WORK TO BE COMPLETED:
Reproduce the listing below without changes, except that pictures are left out.

** Start of SUPPLIED INFORMATION **

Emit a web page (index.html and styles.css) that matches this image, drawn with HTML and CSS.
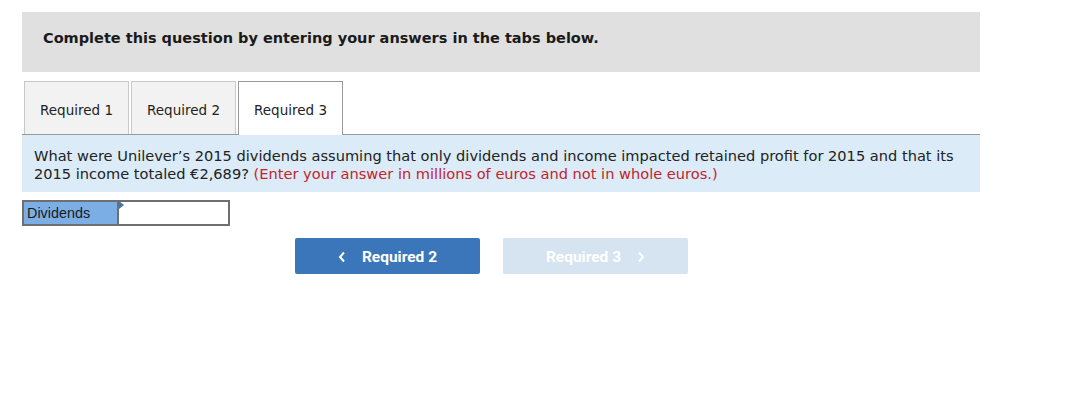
FILE: index.html
```html
<!DOCTYPE html>
<html>
<head>
<meta charset="utf-8">
<link rel="stylesheet" href="styles.css">
</head>
<body>
<div class="page">
  <div class="header">Complete this question by entering your answers in the tabs below.</div>
  <div class="tabs">
    <div class="tab">Required 1</div>
    <div class="tab">Required 2</div>
    <div class="tab active">Required 3</div>
  </div>
  <div class="question">What were Unilever’s 2015 dividends assuming that only dividends and income impacted retained profit for 2015 and that its 2015 income totaled €2,689? <span class="red">(Enter your answer in millions of euros and not in whole euros.)</span></div>
  <div class="answer">
    <div class="label">Dividends</div>
    <div class="input"><span class="flag"></span></div>
  </div>
  <div class="nav">
    <div class="btn prev"><svg class="chev left" width="8" height="12" viewBox="0 0 8 12"><path d="M6 1.5 L2 6 L6 10.5" fill="none" stroke="#fff" stroke-width="2"/></svg>Required 2</div>
    <div class="btn next">Required 3<svg class="chev right" width="8" height="12" viewBox="0 0 8 12"><path d="M2 1.5 L6 6 L2 10.5" fill="none" stroke="#fff" stroke-width="2"/></svg></div>
  </div>
</div>
</body>
</html>
```
FILE: styles.css
```css
body {
  margin: 0;
  background: #fff;
  font-family: "DejaVu Sans", Verdana, sans-serif;
  color: #222;
}
.page {
  padding: 12px 0 0 22px;
  width: 958px;
}
.header {
  background: #e0e0e0;
  height: 60px;
  box-sizing: border-box;
  padding: 18px 0 0 21px;
  font-weight: bold;
  font-size: 14.5px;
  color: #1a1a1a;
}
.tabs {
  display: flex;
  align-items: flex-start;
  gap: 2px;
  margin-top: 9px;
  padding-left: 2px;
  border-bottom: 1px solid #999;
  height: 53px;
}
.tab {
  width: 105px;
  height: 53px;
  box-sizing: border-box;
  padding-top: 3px;
  border: 1px solid #c8c8c8;
  border-bottom: none;
  background: #f2f2f2;
  font-size: 13.5px;
  display: flex;
  align-items: center;
  justify-content: center;
  color: #222;
}
.tab.active {
  background: #fff;
  border-color: #999;
  height: 54px;
  padding-bottom: 1px;
  position: relative;
  z-index: 1;
}
.question {
  background: #dbebf8;
  padding: 12px 20px 8px 12px;
  font-size: 14.6px;
  line-height: 18px;
  height: 57px;
  box-sizing: border-box;
  color: #222;
}
.red { color: #c4232b; }
.answer {
  display: flex;
  margin-top: 8px;
  height: 26px;
  width: 208px;
}
.label {
  width: 96px;
  box-sizing: border-box;
  background: #7aaee4;
  border: 2px solid #6f6f6f;
  border-right: 1px solid #6f6f6f;
  font-family: "Liberation Sans", Arial, sans-serif;
  font-size: 14.4px;
  padding: 3px 0 0 3px;
  color: #1a1a1a;
}
.input {
  flex: 1;
  box-sizing: border-box;
  border: 2px solid #6f6f6f;
  border-left: 1px solid #6f6f6f;
  background: #fff;
  position: relative;
}
.flag {
  position: absolute;
  left: 0;
  top: -1px;
  width: 0;
  height: 0;
  border-top: 4px solid transparent;
  border-bottom: 4px solid transparent;
  border-left: 5px solid #3a76b9;
}
.nav {
  display: flex;
  gap: 23px;
  margin: 12px 0 0 273px;
}
.btn {
  width: 185px;
  height: 36px;
  border-radius: 2px;
  display: flex;
  align-items: center;
  justify-content: center;
  padding-top: 1px;
  box-sizing: border-box;
  font-family: Roboto, "Liberation Sans", sans-serif;
  font-weight: bold;
  font-size: 15.5px;
  color: #fff;
}
.prev { background: #3a76b9; }
.next { background: #d6e3f1; }
.chev { display: block; }
.chev.left { margin-right: 16px; }
.chev.right { margin-left: 16px; }
```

** End of SUPPLIED INFORMATION **

ANSWER IN FULL:
Emit a web page (index.html and styles.css) that matches this image, drawn with HTML and CSS.
FILE: index.html
```html
<!DOCTYPE html>
<html>
<head>
<meta charset="utf-8">
<link rel="stylesheet" href="styles.css">
</head>
<body>
<div class="page">
  <div class="header">Complete this question by entering your answers in the tabs below.</div>
  <div class="tabs">
    <div class="tab">Required 1</div>
    <div class="tab">Required 2</div>
    <div class="tab active">Required 3</div>
  </div>
  <div class="question">What were Unilever’s 2015 dividends assuming that only dividends and income impacted retained profit for 2015 and that its 2015 income totaled €2,689? <span class="red">(Enter your answer in millions of euros and not in whole euros.)</span></div>
  <div class="answer">
    <div class="label">Dividends</div>
    <div class="input"><span class="flag"></span></div>
  </div>
  <div class="nav">
    <div class="btn prev"><svg class="chev left" width="8" height="12" viewBox="0 0 8 12"><path d="M6 1.5 L2 6 L6 10.5" fill="none" stroke="#fff" stroke-width="2"/></svg>Required 2</div>
    <div class="btn next">Required 3<svg class="chev right" width="8" height="12" viewBox="0 0 8 12"><path d="M2 1.5 L6 6 L2 10.5" fill="none" stroke="#fff" stroke-width="2"/></svg></div>
  </div>
</div>
</body>
</html>
```
FILE: styles.css
```css
body {
  margin: 0;
  background: #fff;
  font-family: "DejaVu Sans", Verdana, sans-serif;
  color: #222;
}
.page {
  padding: 12px 0 0 22px;
  width: 958px;
}
.header {
  background: #e0e0e0;
  height: 60px;
  box-sizing: border-box;
  padding: 18px 0 0 21px;
  font-weight: bold;
  font-size: 14.5px;
  color: #1a1a1a;
}
.tabs {
  display: flex;
  align-items: flex-start;
  gap: 2px;
  margin-top: 9px;
  padding-left: 2px;
  border-bottom: 1px solid #999;
  height: 53px;
}
.tab {
  width: 105px;
  height: 53px;
  box-sizing: border-box;
  padding-top: 3px;
  border: 1px solid #c8c8c8;
  border-bottom: none;
  background: #f2f2f2;
  font-size: 13.5px;
  display: flex;
  align-items: center;
  justify-content: center;
  color: #222;
}
.tab.active {
  background: #fff;
  border-color: #999;
  height: 54px;
  padding-bottom: 1px;
  position: relative;
  z-index: 1;
}
.question {
  background: #dbebf8;
  padding: 12px 20px 8px 12px;
  font-size: 14.6px;
  line-height: 18px;
  height: 57px;
  box-sizing: border-box;
  color: #222;
}
.red { color: #c4232b; }
.answer {
  display: flex;
  margin-top: 8px;
  height: 26px;
  width: 208px;
}
.label {
  width: 96px;
  box-sizing: border-box;
  background: #7aaee4;
  border: 2px solid #6f6f6f;
  border-right: 1px solid #6f6f6f;
  font-family: "Liberation Sans", Arial, sans-serif;
  font-size: 14.4px;
  padding: 3px 0 0 3px;
  color: #1a1a1a;
}
.input {
  flex: 1;
  box-sizing: border-box;
  border: 2px solid #6f6f6f;
  border-left: 1px solid #6f6f6f;
  background: #fff;
  position: relative;
}
.flag {
  position: absolute;
  left: 0;
  top: -1px;
  width: 0;
  height: 0;
  border-top: 4px solid transparent;
  border-bottom: 4px solid transparent;
  border-left: 5px solid #3a76b9;
}
.nav {
  display: flex;
  gap: 23px;
  margin: 12px 0 0 273px;
}
.btn {
  width: 185px;
  height: 36px;
  border-radius: 2px;
  display: flex;
  align-items: center;
  justify-content: center;
  padding-top: 1px;
  box-sizing: border-box;
  font-family: Roboto, "Liberation Sans", sans-serif;
  font-weight: bold;
  font-size: 15.5px;
  color: #fff;
}
.prev { background: #3a76b9; }
.next { background: #d6e3f1; }
.chev { display: block; }
.chev.left { margin-right: 16px; }
.chev.right { margin-left: 16px; }
```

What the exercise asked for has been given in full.